[Entries with page source code]
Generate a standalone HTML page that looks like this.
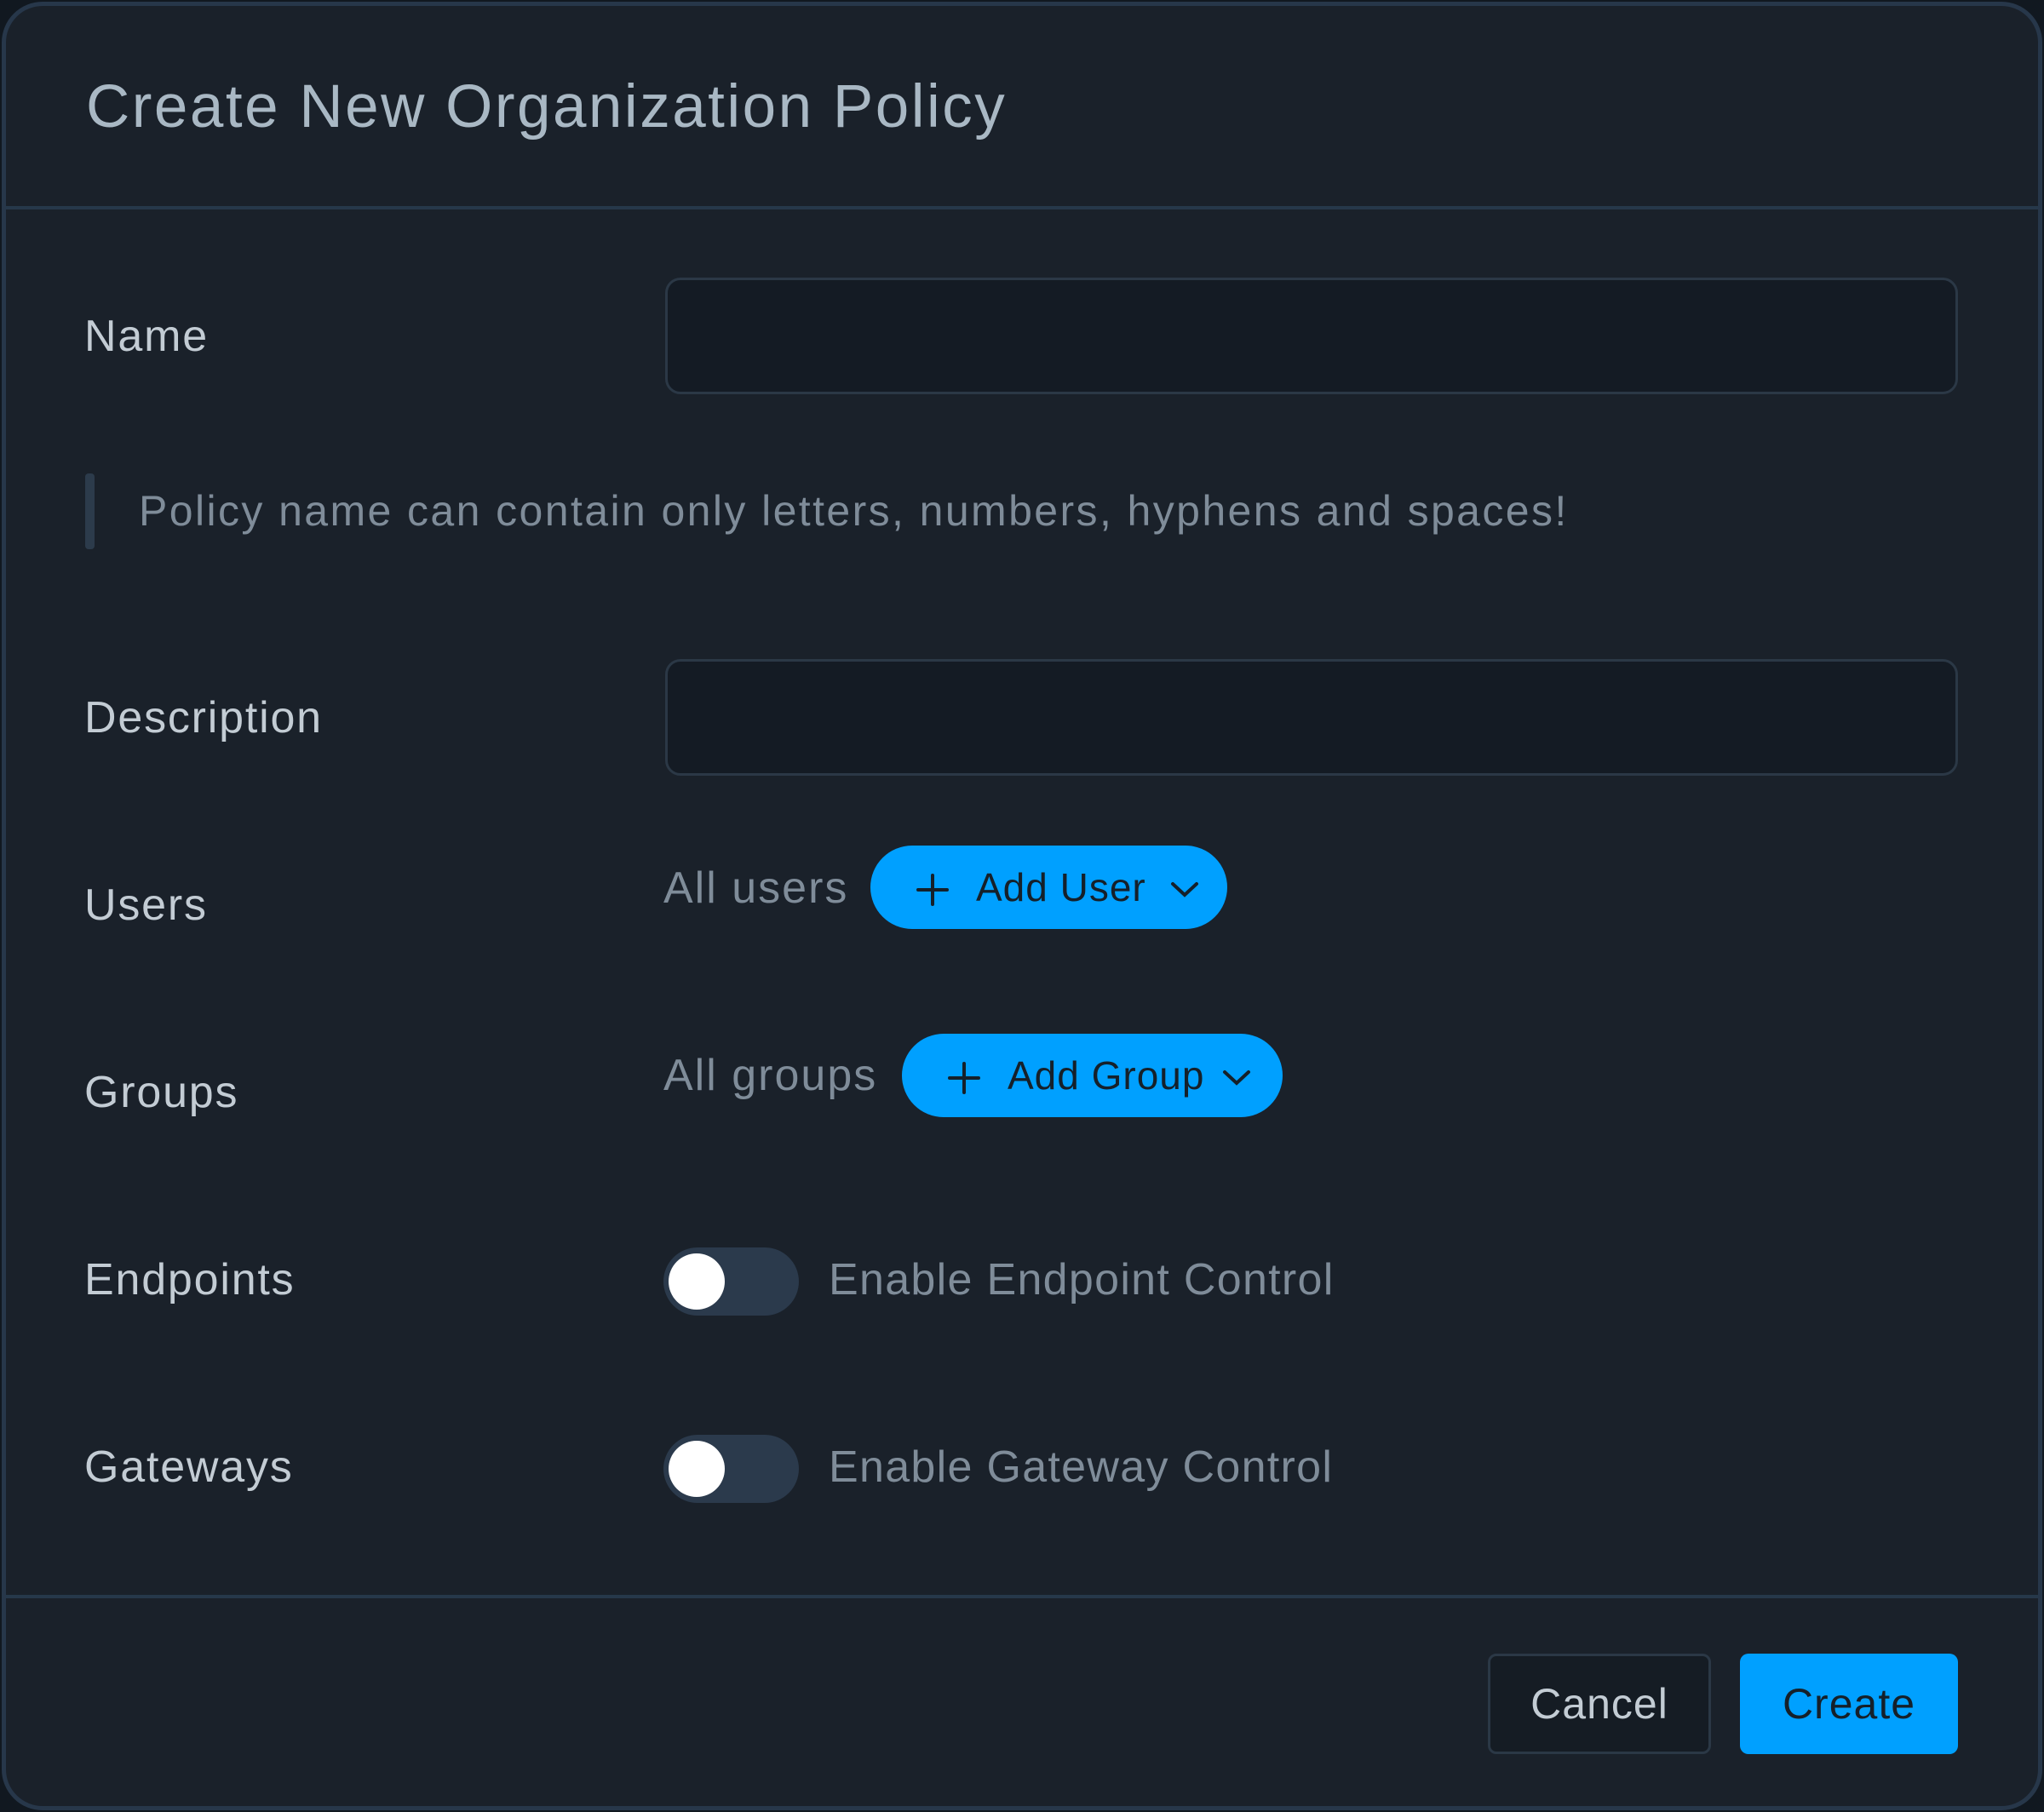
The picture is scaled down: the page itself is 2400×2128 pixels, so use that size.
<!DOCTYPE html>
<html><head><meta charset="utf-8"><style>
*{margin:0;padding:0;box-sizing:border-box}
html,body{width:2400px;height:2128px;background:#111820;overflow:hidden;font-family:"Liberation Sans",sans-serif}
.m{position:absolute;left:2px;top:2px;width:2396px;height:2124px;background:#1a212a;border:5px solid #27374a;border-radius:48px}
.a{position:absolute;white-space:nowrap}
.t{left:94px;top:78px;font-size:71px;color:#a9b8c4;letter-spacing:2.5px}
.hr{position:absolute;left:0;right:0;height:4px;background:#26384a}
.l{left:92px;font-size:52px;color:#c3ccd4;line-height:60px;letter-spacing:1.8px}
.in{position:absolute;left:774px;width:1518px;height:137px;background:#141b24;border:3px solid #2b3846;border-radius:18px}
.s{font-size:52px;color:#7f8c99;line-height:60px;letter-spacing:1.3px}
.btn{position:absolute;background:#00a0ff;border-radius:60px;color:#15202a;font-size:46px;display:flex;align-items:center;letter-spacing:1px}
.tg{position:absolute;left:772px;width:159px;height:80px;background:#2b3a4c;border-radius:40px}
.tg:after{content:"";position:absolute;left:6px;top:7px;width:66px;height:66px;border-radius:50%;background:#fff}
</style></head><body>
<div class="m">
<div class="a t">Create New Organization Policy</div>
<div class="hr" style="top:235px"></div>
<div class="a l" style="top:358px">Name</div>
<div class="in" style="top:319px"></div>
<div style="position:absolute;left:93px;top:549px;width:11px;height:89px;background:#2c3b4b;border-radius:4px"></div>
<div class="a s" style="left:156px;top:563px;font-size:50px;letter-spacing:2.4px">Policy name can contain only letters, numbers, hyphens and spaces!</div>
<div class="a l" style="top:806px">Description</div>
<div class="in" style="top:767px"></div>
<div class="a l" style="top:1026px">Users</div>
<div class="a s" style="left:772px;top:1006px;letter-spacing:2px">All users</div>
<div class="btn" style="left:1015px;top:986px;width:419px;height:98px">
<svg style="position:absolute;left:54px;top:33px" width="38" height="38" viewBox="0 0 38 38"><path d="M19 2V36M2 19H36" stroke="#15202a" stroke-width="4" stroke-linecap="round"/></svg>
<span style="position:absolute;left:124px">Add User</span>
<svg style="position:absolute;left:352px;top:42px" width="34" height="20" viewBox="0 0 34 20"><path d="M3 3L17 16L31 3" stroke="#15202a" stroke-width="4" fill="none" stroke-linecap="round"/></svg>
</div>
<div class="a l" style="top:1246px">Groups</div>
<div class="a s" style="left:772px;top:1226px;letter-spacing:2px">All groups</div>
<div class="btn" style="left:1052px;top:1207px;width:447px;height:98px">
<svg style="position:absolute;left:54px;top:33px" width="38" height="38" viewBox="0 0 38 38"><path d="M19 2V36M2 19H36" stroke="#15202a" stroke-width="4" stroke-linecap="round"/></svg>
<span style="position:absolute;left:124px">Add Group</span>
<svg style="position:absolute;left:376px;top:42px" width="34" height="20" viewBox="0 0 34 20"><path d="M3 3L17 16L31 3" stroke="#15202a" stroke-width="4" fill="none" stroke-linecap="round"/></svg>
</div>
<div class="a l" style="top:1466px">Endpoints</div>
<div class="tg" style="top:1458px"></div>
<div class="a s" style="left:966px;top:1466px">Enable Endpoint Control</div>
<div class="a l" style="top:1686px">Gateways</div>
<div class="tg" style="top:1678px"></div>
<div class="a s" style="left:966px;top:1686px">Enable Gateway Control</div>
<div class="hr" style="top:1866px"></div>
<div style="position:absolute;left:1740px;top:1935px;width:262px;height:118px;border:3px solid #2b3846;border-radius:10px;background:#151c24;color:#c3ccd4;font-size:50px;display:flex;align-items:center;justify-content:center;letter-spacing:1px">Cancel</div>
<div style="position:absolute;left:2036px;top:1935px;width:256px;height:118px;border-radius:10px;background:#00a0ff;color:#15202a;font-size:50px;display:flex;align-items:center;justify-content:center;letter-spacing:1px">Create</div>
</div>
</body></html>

* * *

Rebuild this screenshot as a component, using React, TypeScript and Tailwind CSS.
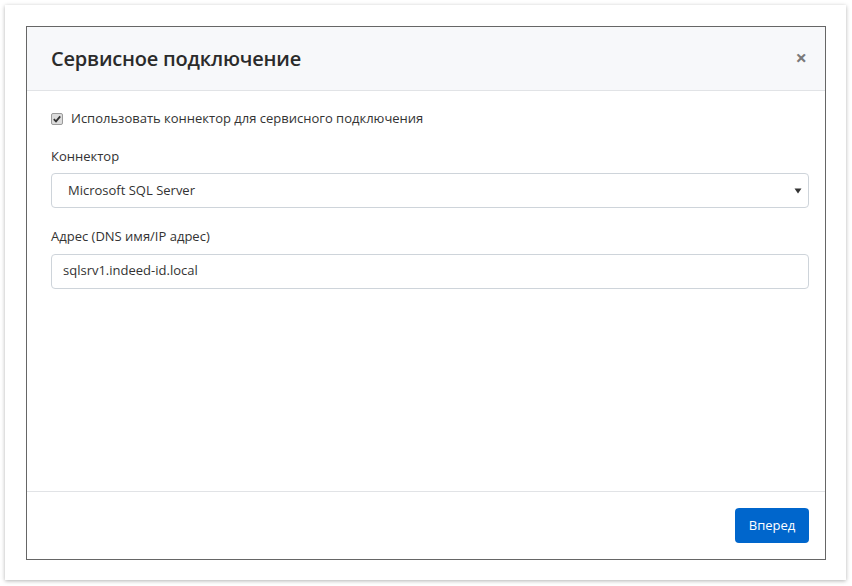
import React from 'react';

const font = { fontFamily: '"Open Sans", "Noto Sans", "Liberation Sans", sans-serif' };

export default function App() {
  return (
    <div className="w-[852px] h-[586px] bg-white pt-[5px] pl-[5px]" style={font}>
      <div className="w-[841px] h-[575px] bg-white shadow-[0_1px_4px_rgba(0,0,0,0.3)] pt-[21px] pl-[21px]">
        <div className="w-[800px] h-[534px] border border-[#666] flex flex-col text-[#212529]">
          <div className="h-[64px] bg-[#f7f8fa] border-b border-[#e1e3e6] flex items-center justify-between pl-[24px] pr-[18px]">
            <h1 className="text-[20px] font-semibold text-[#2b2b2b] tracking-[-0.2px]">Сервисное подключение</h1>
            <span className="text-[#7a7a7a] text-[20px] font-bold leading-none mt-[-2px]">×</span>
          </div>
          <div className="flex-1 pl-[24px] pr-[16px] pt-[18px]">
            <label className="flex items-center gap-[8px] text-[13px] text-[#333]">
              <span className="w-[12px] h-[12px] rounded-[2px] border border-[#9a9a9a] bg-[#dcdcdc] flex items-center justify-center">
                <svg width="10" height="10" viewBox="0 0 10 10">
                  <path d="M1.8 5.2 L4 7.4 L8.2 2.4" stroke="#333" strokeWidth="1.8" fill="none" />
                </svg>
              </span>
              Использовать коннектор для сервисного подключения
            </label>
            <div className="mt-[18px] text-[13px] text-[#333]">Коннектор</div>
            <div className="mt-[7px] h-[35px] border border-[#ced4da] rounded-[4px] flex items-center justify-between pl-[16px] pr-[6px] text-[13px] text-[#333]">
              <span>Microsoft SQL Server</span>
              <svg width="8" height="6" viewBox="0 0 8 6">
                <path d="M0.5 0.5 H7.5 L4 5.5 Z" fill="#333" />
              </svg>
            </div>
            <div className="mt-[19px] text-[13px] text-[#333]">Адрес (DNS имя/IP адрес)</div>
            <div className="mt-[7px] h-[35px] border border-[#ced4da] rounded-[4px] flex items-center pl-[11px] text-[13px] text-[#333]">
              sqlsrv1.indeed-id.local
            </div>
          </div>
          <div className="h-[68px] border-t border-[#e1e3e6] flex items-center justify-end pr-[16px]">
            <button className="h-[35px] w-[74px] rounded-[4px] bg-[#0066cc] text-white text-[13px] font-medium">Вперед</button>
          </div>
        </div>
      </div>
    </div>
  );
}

**What to produce:** Copy down every line of the material above that includes the string "this".

**Written solution:**
Generate a standalone HTML page that looks like this.
Rebuild this screenshot as a component, using React, TypeScript and Tailwind CSS.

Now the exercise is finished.